**RECORDS TO USE:**
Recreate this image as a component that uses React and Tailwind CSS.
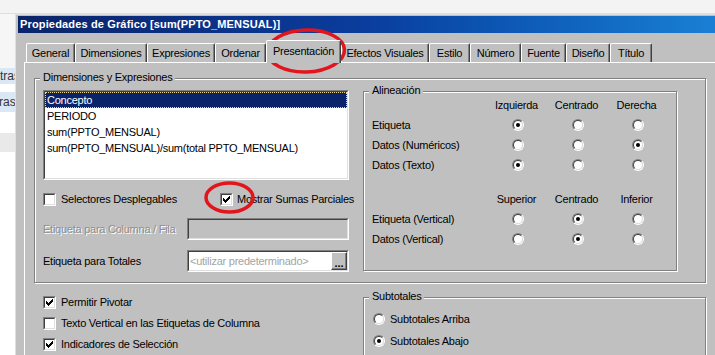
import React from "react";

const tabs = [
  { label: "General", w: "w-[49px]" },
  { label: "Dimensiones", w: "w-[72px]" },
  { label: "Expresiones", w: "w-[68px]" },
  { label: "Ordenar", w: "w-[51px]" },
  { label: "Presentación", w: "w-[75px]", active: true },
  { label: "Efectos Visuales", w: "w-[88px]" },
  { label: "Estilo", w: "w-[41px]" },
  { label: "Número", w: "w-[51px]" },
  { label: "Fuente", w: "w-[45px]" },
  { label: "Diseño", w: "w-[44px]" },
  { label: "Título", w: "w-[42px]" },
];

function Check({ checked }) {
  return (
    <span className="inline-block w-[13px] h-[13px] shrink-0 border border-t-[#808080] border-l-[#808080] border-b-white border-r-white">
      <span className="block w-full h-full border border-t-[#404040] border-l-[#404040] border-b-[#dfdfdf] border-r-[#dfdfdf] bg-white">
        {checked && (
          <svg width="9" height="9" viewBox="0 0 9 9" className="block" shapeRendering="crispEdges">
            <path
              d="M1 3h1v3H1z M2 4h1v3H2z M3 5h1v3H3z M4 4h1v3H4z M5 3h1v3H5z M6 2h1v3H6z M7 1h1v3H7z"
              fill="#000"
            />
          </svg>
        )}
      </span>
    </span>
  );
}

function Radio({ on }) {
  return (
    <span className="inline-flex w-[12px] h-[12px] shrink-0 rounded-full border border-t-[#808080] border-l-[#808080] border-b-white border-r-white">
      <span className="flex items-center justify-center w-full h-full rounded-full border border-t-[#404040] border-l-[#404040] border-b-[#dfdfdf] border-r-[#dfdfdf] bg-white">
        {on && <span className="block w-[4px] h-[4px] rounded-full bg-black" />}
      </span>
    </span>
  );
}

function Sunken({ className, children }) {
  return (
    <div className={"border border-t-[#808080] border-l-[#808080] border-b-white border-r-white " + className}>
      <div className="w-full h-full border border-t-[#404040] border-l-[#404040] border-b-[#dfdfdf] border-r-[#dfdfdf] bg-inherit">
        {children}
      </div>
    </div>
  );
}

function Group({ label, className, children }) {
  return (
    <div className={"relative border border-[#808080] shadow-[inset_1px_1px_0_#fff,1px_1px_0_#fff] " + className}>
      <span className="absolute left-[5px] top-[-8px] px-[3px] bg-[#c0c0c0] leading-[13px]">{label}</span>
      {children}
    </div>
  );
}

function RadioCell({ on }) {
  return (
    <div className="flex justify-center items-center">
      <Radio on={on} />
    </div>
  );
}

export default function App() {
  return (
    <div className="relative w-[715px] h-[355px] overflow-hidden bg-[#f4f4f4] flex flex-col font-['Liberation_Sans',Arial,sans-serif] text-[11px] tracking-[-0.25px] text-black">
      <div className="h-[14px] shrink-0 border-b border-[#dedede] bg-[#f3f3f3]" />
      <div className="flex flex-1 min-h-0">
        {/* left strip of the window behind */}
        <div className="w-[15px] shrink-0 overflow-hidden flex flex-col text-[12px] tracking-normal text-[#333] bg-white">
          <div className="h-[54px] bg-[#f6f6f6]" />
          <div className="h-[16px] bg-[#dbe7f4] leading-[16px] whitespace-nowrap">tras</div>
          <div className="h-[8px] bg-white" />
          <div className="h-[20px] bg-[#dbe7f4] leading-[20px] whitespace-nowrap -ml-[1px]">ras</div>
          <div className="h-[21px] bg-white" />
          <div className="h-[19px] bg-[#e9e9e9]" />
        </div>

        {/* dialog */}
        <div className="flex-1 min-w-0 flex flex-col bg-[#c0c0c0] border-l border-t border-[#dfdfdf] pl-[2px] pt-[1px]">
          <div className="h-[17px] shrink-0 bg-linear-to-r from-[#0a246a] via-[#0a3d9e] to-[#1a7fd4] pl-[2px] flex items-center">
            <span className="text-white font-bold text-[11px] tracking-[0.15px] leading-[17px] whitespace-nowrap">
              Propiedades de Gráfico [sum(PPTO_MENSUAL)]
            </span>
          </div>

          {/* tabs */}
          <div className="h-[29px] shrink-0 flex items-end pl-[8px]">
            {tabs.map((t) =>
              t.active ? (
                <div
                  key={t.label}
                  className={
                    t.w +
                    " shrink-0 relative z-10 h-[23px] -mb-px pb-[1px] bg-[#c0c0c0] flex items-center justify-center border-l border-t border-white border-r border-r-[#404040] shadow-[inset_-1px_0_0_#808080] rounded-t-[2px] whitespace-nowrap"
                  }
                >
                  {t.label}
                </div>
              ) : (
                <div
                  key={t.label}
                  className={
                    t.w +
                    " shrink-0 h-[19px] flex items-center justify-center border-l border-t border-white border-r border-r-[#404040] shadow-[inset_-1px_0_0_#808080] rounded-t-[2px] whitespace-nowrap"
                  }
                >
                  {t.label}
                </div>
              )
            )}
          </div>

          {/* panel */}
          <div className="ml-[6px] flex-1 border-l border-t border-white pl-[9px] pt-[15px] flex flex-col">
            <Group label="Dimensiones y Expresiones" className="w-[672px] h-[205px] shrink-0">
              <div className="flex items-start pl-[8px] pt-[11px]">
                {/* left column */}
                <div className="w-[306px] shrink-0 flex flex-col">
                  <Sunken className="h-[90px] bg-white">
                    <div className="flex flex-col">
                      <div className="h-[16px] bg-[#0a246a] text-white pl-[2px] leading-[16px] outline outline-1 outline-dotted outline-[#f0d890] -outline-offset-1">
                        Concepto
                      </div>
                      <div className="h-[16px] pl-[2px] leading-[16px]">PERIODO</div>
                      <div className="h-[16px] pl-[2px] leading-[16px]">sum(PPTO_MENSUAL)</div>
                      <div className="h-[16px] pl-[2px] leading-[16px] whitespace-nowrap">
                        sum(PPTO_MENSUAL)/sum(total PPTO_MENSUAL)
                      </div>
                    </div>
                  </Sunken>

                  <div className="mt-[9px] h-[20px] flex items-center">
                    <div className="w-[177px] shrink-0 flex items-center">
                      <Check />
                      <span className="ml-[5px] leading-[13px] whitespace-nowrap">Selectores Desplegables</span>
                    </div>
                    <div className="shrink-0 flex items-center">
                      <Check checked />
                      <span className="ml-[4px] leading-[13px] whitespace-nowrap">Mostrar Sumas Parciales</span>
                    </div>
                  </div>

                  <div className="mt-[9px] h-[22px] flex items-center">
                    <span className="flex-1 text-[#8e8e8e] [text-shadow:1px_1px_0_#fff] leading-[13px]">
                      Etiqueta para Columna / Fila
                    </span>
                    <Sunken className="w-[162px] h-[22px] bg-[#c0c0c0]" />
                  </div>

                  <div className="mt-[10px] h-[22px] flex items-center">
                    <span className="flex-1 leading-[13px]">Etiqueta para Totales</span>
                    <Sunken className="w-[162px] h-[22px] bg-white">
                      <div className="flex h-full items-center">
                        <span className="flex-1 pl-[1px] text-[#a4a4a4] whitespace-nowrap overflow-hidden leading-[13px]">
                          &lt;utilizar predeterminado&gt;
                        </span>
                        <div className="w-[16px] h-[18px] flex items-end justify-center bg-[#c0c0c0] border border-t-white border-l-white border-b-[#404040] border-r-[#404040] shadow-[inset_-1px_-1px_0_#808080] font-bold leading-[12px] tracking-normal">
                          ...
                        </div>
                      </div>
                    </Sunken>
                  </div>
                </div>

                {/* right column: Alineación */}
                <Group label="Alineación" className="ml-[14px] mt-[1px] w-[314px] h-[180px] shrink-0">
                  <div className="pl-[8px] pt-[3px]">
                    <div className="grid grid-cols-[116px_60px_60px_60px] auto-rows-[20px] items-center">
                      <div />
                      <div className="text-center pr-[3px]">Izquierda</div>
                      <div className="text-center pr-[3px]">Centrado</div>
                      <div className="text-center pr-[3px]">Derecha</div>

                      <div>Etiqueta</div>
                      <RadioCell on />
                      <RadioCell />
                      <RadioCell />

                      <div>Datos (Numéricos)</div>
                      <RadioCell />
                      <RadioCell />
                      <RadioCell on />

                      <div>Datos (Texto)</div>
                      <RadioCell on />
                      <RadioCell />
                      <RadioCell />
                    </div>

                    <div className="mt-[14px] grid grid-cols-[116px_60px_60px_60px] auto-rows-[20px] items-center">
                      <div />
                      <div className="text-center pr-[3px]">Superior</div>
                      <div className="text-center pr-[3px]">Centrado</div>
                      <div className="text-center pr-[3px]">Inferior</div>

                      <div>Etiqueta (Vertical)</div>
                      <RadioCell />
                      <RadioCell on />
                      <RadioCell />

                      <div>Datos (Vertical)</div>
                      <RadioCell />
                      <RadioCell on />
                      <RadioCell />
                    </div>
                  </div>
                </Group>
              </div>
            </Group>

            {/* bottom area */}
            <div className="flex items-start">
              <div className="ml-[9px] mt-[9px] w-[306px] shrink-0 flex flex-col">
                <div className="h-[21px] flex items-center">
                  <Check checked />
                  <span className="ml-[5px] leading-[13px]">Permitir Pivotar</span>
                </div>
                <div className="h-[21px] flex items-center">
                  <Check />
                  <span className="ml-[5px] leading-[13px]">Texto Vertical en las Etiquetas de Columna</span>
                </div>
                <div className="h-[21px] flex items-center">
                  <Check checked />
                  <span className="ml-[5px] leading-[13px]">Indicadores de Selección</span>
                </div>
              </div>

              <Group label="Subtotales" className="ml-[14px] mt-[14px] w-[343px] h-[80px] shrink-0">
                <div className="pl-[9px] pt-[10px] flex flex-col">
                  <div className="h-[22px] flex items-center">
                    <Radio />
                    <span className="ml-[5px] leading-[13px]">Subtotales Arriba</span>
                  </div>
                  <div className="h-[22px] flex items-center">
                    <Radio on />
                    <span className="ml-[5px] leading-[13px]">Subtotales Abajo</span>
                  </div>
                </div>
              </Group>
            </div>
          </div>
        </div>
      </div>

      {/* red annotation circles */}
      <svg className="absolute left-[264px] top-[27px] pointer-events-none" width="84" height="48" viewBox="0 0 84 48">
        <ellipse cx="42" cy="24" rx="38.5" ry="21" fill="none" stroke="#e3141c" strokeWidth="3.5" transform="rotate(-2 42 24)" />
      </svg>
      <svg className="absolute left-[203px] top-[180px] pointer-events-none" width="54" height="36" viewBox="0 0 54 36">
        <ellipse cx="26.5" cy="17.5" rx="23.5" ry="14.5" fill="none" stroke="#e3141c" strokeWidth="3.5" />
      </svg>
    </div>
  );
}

==

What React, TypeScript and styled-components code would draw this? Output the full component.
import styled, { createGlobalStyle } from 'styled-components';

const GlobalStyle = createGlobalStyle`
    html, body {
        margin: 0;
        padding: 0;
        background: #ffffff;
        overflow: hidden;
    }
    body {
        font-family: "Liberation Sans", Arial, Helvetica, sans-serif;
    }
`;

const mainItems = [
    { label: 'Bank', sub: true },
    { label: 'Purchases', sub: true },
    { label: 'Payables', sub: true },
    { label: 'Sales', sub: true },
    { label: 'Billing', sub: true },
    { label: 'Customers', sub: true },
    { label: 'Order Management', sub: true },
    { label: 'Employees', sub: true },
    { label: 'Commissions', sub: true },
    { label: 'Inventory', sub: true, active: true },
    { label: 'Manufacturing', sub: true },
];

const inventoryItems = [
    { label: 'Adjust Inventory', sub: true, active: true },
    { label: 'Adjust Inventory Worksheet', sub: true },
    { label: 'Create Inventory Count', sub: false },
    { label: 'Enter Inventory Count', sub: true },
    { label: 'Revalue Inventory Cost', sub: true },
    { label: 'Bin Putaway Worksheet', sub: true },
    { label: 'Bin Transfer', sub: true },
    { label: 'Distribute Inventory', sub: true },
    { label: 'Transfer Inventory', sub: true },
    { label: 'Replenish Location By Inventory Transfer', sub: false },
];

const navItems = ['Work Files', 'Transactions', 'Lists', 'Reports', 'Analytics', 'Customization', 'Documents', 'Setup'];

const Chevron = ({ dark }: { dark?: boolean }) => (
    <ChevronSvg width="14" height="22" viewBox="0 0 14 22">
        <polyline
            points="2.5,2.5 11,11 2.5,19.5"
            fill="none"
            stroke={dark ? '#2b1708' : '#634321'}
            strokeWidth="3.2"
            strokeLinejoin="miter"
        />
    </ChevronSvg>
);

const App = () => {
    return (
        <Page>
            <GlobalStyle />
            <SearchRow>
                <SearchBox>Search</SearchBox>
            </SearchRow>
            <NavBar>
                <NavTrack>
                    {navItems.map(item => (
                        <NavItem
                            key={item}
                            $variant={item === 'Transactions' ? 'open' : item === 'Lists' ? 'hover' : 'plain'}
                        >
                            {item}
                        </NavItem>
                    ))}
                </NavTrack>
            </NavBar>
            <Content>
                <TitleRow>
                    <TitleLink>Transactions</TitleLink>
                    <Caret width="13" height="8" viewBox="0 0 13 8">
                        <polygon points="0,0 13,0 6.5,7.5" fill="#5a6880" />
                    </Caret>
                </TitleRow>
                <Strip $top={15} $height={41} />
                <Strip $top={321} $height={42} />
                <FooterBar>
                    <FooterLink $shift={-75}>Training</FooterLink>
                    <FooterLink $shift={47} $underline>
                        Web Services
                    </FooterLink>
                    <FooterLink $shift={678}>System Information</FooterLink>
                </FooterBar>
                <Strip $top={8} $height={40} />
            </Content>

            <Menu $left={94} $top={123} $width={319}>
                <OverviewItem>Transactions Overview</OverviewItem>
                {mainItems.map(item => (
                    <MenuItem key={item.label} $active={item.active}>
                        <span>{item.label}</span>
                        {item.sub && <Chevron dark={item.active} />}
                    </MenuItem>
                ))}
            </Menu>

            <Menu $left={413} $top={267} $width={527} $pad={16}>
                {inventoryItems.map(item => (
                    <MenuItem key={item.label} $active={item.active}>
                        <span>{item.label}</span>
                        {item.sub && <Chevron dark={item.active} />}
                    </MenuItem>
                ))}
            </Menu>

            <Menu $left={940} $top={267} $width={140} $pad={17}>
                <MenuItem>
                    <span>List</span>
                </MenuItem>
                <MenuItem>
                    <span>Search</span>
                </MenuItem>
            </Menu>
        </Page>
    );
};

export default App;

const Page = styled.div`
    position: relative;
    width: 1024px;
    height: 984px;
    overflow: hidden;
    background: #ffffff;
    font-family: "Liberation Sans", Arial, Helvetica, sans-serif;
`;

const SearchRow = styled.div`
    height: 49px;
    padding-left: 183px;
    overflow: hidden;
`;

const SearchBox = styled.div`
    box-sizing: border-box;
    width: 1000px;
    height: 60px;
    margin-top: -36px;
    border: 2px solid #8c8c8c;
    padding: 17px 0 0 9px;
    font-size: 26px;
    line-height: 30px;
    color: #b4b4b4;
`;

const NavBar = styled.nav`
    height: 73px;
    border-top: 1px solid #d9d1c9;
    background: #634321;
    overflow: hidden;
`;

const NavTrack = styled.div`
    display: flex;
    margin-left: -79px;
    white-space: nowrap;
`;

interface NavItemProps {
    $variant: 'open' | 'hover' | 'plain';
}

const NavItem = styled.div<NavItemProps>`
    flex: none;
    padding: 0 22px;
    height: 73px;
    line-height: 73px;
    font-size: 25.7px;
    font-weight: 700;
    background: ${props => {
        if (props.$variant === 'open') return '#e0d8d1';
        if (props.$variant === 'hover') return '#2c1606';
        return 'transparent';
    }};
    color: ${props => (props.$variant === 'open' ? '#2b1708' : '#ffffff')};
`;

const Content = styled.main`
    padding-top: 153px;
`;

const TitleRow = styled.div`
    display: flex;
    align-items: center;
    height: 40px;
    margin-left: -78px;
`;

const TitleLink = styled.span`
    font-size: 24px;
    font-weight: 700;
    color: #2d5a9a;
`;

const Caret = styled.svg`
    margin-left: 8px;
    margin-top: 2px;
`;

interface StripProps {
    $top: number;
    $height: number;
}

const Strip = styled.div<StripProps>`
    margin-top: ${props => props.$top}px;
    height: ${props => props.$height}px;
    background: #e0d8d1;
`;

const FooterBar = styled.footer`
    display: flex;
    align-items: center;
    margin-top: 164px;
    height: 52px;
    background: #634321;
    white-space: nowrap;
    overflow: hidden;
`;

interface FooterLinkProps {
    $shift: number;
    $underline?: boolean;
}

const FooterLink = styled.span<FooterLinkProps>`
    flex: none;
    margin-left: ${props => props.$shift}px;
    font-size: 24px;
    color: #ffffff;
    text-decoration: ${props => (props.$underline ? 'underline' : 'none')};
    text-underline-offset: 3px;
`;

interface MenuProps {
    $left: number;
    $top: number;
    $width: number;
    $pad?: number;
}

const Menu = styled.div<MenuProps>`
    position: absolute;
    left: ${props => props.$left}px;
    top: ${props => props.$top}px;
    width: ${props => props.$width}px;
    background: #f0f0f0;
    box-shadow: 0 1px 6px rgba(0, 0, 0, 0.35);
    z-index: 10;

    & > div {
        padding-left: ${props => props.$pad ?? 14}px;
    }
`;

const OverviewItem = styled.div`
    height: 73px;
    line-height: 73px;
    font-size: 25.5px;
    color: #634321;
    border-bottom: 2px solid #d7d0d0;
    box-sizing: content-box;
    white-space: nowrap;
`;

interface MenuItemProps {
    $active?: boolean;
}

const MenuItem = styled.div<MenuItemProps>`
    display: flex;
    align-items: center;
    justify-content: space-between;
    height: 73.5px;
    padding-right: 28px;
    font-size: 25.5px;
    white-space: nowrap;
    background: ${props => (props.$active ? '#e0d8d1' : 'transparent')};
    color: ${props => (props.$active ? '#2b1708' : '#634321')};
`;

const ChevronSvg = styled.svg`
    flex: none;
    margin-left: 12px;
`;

**EXERCISE AIM:**
Copy exactly the material above from the line with "Recreate this image" to the line with "import React from", ends included, and nothing else. Leave out any picture.

**THE RESPONSE:**
Recreate this image as a component that uses React and Tailwind CSS.
import React from "react";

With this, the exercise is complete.